- Set exercise
Give the data below again exactly as written, without its pictures.
** Start of Data excerpt **
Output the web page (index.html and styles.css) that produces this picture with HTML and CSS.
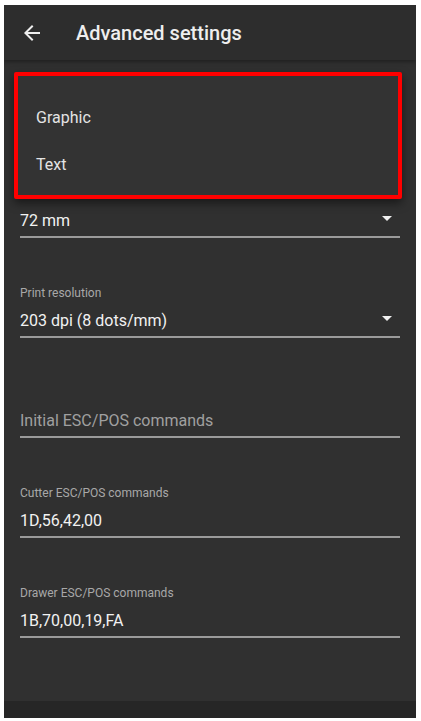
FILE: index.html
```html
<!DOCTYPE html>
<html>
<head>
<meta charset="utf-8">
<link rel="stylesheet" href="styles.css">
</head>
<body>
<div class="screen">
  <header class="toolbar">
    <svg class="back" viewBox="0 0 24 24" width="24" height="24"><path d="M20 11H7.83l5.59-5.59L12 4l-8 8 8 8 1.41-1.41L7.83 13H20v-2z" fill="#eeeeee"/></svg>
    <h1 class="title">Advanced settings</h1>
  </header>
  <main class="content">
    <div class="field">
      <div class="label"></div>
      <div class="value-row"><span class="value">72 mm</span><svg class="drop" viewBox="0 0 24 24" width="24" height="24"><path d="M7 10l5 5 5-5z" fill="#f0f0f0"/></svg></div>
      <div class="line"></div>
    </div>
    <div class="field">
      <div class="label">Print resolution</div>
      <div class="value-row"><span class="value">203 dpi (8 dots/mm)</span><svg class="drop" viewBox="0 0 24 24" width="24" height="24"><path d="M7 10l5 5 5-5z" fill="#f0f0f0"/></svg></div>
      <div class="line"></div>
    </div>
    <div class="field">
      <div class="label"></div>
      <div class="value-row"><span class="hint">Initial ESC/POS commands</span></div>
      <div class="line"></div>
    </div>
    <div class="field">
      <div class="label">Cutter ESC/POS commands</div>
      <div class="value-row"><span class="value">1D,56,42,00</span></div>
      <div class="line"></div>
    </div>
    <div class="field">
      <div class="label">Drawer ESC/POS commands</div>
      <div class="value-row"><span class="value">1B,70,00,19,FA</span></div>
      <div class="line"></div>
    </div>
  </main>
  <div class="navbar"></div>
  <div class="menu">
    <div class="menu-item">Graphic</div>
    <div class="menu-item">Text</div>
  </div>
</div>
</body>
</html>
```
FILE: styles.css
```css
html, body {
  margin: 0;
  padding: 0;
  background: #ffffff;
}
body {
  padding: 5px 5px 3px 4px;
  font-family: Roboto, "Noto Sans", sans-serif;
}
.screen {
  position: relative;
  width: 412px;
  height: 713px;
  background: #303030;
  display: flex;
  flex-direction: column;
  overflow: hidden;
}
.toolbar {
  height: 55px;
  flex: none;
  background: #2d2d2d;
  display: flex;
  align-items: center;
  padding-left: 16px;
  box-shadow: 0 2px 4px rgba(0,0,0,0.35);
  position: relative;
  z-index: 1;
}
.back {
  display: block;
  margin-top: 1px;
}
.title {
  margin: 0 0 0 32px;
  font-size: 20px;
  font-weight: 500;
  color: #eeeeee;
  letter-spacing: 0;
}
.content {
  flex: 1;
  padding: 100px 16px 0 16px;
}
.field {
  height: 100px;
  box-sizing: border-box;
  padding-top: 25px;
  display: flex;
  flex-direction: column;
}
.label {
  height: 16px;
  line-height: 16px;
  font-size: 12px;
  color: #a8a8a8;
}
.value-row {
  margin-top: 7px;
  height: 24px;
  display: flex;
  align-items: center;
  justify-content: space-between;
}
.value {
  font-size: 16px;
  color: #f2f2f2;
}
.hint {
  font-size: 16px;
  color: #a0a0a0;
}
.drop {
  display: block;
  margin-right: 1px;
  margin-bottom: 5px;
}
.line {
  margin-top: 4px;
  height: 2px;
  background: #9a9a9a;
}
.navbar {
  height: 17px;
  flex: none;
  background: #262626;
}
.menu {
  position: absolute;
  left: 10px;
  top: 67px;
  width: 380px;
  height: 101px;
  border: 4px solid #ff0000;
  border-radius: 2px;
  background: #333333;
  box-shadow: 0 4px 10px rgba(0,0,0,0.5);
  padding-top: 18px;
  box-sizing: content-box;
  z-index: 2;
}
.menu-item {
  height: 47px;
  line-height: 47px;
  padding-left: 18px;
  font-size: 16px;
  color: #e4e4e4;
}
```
** End of Data excerpt **
- Response to the exercise
Output the web page (index.html and styles.css) that produces this picture with HTML and CSS.
FILE: index.html
```html
<!DOCTYPE html>
<html>
<head>
<meta charset="utf-8">
<link rel="stylesheet" href="styles.css">
</head>
<body>
<div class="screen">
  <header class="toolbar">
    <svg class="back" viewBox="0 0 24 24" width="24" height="24"><path d="M20 11H7.83l5.59-5.59L12 4l-8 8 8 8 1.41-1.41L7.83 13H20v-2z" fill="#eeeeee"/></svg>
    <h1 class="title">Advanced settings</h1>
  </header>
  <main class="content">
    <div class="field">
      <div class="label"></div>
      <div class="value-row"><span class="value">72 mm</span><svg class="drop" viewBox="0 0 24 24" width="24" height="24"><path d="M7 10l5 5 5-5z" fill="#f0f0f0"/></svg></div>
      <div class="line"></div>
    </div>
    <div class="field">
      <div class="label">Print resolution</div>
      <div class="value-row"><span class="value">203 dpi (8 dots/mm)</span><svg class="drop" viewBox="0 0 24 24" width="24" height="24"><path d="M7 10l5 5 5-5z" fill="#f0f0f0"/></svg></div>
      <div class="line"></div>
    </div>
    <div class="field">
      <div class="label"></div>
      <div class="value-row"><span class="hint">Initial ESC/POS commands</span></div>
      <div class="line"></div>
    </div>
    <div class="field">
      <div class="label">Cutter ESC/POS commands</div>
      <div class="value-row"><span class="value">1D,56,42,00</span></div>
      <div class="line"></div>
    </div>
    <div class="field">
      <div class="label">Drawer ESC/POS commands</div>
      <div class="value-row"><span class="value">1B,70,00,19,FA</span></div>
      <div class="line"></div>
    </div>
  </main>
  <div class="navbar"></div>
  <div class="menu">
    <div class="menu-item">Graphic</div>
    <div class="menu-item">Text</div>
  </div>
</div>
</body>
</html>
```
FILE: styles.css
```css
html, body {
  margin: 0;
  padding: 0;
  background: #ffffff;
}
body {
  padding: 5px 5px 3px 4px;
  font-family: Roboto, "Noto Sans", sans-serif;
}
.screen {
  position: relative;
  width: 412px;
  height: 713px;
  background: #303030;
  display: flex;
  flex-direction: column;
  overflow: hidden;
}
.toolbar {
  height: 55px;
  flex: none;
  background: #2d2d2d;
  display: flex;
  align-items: center;
  padding-left: 16px;
  box-shadow: 0 2px 4px rgba(0,0,0,0.35);
  position: relative;
  z-index: 1;
}
.back {
  display: block;
  margin-top: 1px;
}
.title {
  margin: 0 0 0 32px;
  font-size: 20px;
  font-weight: 500;
  color: #eeeeee;
  letter-spacing: 0;
}
.content {
  flex: 1;
  padding: 100px 16px 0 16px;
}
.field {
  height: 100px;
  box-sizing: border-box;
  padding-top: 25px;
  display: flex;
  flex-direction: column;
}
.label {
  height: 16px;
  line-height: 16px;
  font-size: 12px;
  color: #a8a8a8;
}
.value-row {
  margin-top: 7px;
  height: 24px;
  display: flex;
  align-items: center;
  justify-content: space-between;
}
.value {
  font-size: 16px;
  color: #f2f2f2;
}
.hint {
  font-size: 16px;
  color: #a0a0a0;
}
.drop {
  display: block;
  margin-right: 1px;
  margin-bottom: 5px;
}
.line {
  margin-top: 4px;
  height: 2px;
  background: #9a9a9a;
}
.navbar {
  height: 17px;
  flex: none;
  background: #262626;
}
.menu {
  position: absolute;
  left: 10px;
  top: 67px;
  width: 380px;
  height: 101px;
  border: 4px solid #ff0000;
  border-radius: 2px;
  background: #333333;
  box-shadow: 0 4px 10px rgba(0,0,0,0.5);
  padding-top: 18px;
  box-sizing: content-box;
  z-index: 2;
}
.menu-item {
  height: 47px;
  line-height: 47px;
  padding-left: 18px;
  font-size: 16px;
  color: #e4e4e4;
}
```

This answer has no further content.